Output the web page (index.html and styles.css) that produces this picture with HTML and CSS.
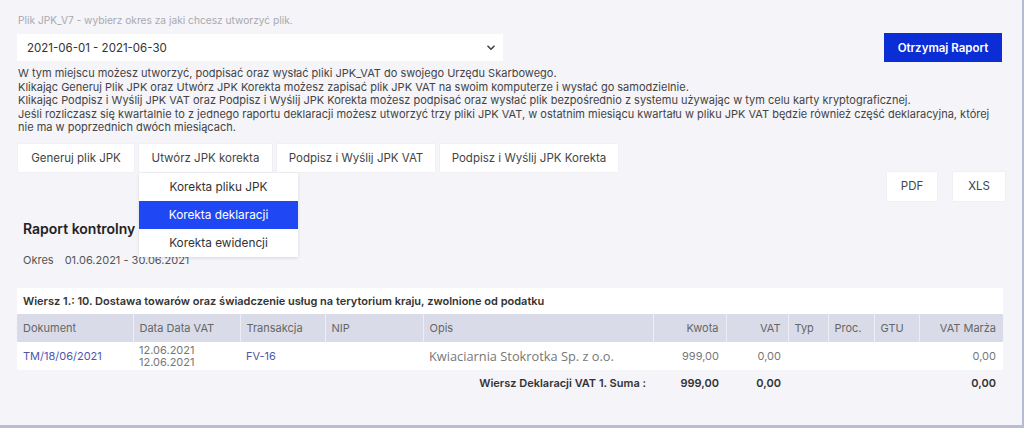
FILE: index.html
```html
<!DOCTYPE html>
<html lang="pl">
<head>
<meta charset="utf-8">
<title>Plik JPK_V7</title>
<link rel="stylesheet" href="styles.css">
</head>
<body>
<div class="page">
  <div class="hint">Plik JPK_V7 - wybierz okres za jaki chcesz utworzyć plik.</div>
  <div class="period-row">
    <div class="select-wrap">
      <select class="period-select">
        <option>2021-06-01 - 2021-06-30</option>
      </select>
      <svg class="chev" width="8" height="6" viewBox="0 0 8 6"><path d="M1 1.2 L4 4.2 L7 1.2" fill="none" stroke="#444" stroke-width="1.6" stroke-linecap="round" stroke-linejoin="round"/></svg>
    </div>
    <button class="btn-primary">Otrzymaj Raport</button>
  </div>
  <p class="info">W tym miejscu możesz utworzyć, podpisać oraz wysłać pliki JPK_VAT do swojego Urzędu Skarbowego.<br>Klikając Generuj Plik JPK oraz Utwórz JPK Korekta możesz zapisać plik JPK VAT na swoim komputerze i wysłać go samodzielnie.<br>Klikając Podpisz i Wyślij JPK VAT oraz Podpisz i Wyślij JPK Korekta możesz podpisać oraz wysłać plik bezpośrednio z systemu używając w tym celu karty kryptograficznej.<br>Jeśli rozliczasz się kwartalnie to z jednego raportu deklaracji możesz utworzyć trzy pliki JPK VAT, w ostatnim miesiącu kwartału w pliku JPK VAT będzie również część deklaracyjna, której nie ma w poprzednich dwóch miesiącach.</p>

  <div class="actions">
    <button class="btn w1">Generuj plik JPK</button>
    <div class="dd">
      <button class="btn w2">Utwórz JPK korekta</button>
      <ul class="dd-menu">
        <li>Korekta pliku JPK</li>
        <li class="active">Korekta deklaracji</li>
        <li>Korekta ewidencji</li>
      </ul>
    </div>
    <button class="btn w3">Podpisz i Wyślij JPK VAT</button>
    <button class="btn w4">Podpisz i Wyślij JPK Korekta</button>
  </div>

  <div class="export">
    <button class="btn small w5">PDF</button>
    <button class="btn small w6">XLS</button>
  </div>

  <h2 class="title">Raport kontrolny</h2>
  <div class="period"><span class="lbl">Okres</span>01.06.2021 - 30.06.2021</div>

  <table class="report">
    <colgroup>
      <col style="width:116px"><col style="width:107px"><col style="width:85px"><col style="width:98px"><col style="width:230px"><col style="width:73px"><col style="width:62px"><col style="width:40px"><col style="width:46px"><col style="width:45px"><col style="width:84px">
    </colgroup>
    <tr class="caption-row"><td colspan="11">Wiersz 1.: 10. Dostawa towarów oraz świadczenie usług na terytorium kraju, zwolnione od podatku</td></tr>
    <tr class="head">
      <th>Dokument</th><th>Data Data VAT</th><th>Transakcja</th><th>NIP</th><th>Opis</th><th class="r">Kwota</th><th class="r">VAT</th><th>Typ</th><th>Proc.</th><th>GTU</th><th class="r">VAT Marża</th>
    </tr>
    <tr class="data">
      <td><a class="link">TM/18/06/2021</a></td>
      <td class="dates">12.06.2021<br>12.06.2021</td>
      <td><a class="link">FV-16</a></td>
      <td></td>
      <td class="desc">Kwiaciarnia Stokrotka Sp. z o.o.</td>
      <td class="r num">999,00</td>
      <td class="r num">0,00</td>
      <td></td><td></td><td></td>
      <td class="r num">0,00</td>
    </tr>
    <tr class="sum">
      <td colspan="5" class="r">Wiersz Deklaracji VAT 1. Suma :</td>
      <td class="r">999,00</td>
      <td class="r">0,00</td>
      <td></td><td></td><td></td>
      <td class="r">0,00</td>
    </tr>
  </table>
</div>
</body>
</html>
```

FILE: styles.css
```css
* { box-sizing: border-box; }
html, body { margin: 0; padding: 0; }
body {
  font-family: Inter, "Liberation Sans", sans-serif;
  background: #f4f4f9;
  color: #444;
}
.page {
  width: 1024px;
  height: 428px;
  overflow: hidden;
  background: #f4f4f9;
  border-right: 2px solid #b4bbd2;
  border-bottom: 3px solid #b9bdcd;
  padding: 13px 19px 0 17px;
}
.hint {
  font-size: 10.2px;
  line-height: 14px;
  color: #a9a9ad;
  padding-left: 1px;
}
.period-row {
  display: flex;
  align-items: center;
  margin-top: 6px;
  height: 29px;
}
.select-wrap {
  position: relative;
  width: 486px;
  height: 27px;
}
.period-select {
  appearance: none;
  -webkit-appearance: none;
  width: 100%;
  height: 100%;
  border: none;
  background: #fff;
  font-family: Inter, "Liberation Sans", sans-serif;
  font-size: 11.5px;
  color: #333;
  padding: 0 10px;
  outline: none;
}
.chev {
  position: absolute;
  right: 8px;
  top: 11px;
}
.btn-primary {
  margin-left: auto;
  width: 118px;
  height: 29px;
  border: none;
  background: #0a2dd6;
  color: #fff;
  font-family: Inter, "Liberation Sans", sans-serif;
  font-weight: 600;
  font-size: 11.5px;
  margin-right: 1px;
}
.info {
  margin: 5px 0 0 1px;
  font-size: 11px;
  line-height: 13.6px;
  color: #444;
}
.actions {
  display: flex;
  gap: 5px;
  margin-top: 9px;
  padding-left: 1px;
}
.btn {
  height: 28px;
  border: none;
  background: #fff;
  color: #444;
  font-family: Inter, "Liberation Sans", sans-serif;
  font-size: 11.5px;
  box-shadow: 0 0 1px rgba(0,0,0,0.12);
  padding: 0;
}
.w1 { width: 116px; }
.w2 { width: 133px; }
.w3 { width: 158px; }
.w4 { width: 178px; }
.dd { position: relative; }
.dd-menu {
  position: absolute;
  top: 29px;
  left: 0;
  width: 159px;
  margin: 0;
  padding: 0;
  list-style: none;
  background: #fff;
  box-shadow: 0 1px 3px rgba(0,0,0,0.12);
  z-index: 5;
}
.dd-menu li {
  height: 28px;
  line-height: 28px;
  text-align: center;
  font-size: 11.8px;
  color: #333;
}
.dd-menu li.active {
  background: #1f47f3;
  color: #fff;
}
.export {
  display: flex;
  justify-content: flex-end;
  gap: 16px;
  height: 29px;
  margin-right: -2px;
}
.btn.small { height: 29px; font-size: 11.5px; }
.w5 { width: 50px; }
.w6 { width: 52px; }
.title {
  margin: 18px 0 0 6px;
  font-size: 14px;
  line-height: 20px;
  font-weight: 600;
  color: #222;
}
.period {
  margin: 13px 0 0 6px;
  font-size: 11px;
  line-height: 16px;
  color: #555;
}
.period .lbl { margin-right: 11px; }
.report {
  margin-top: 20px;
  width: 986px;
  border-collapse: collapse;
  table-layout: fixed;
  font-size: 11px;
}
.report td, .report th { padding: 0 6px; }
.caption-row td {
  background: #fff;
  height: 26px;
  font-weight: 600;
  color: #333;
  font-size: 11px;
}
.head th {
  background: #d9dce8;
  height: 28px;
  font-weight: 400;
  color: #666;
  text-align: left;
  border-left: 1px solid #eceef4;
}
.head th:first-child { border-left: none; }
.report .r { text-align: right; padding-right: 7px; }
.data td {
  background: #fff;
  height: 28px;
  color: #777;
}
.link { color: #4e56b0; text-decoration: none; }
.dates { line-height: 12px; color: #666; }
.desc {
  font-family: "Open Sans", "Liberation Sans", sans-serif;
  font-size: 12.8px;
  color: #000;
}
.num { color: #888; }
.sum td {
  height: 26px;
  font-weight: 600;
  color: #333;
}
```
***
WHAT THE TASK REQUIRES
State only the count of lines above that hold the string "page".

RESULT OF THIS EXERCISE
3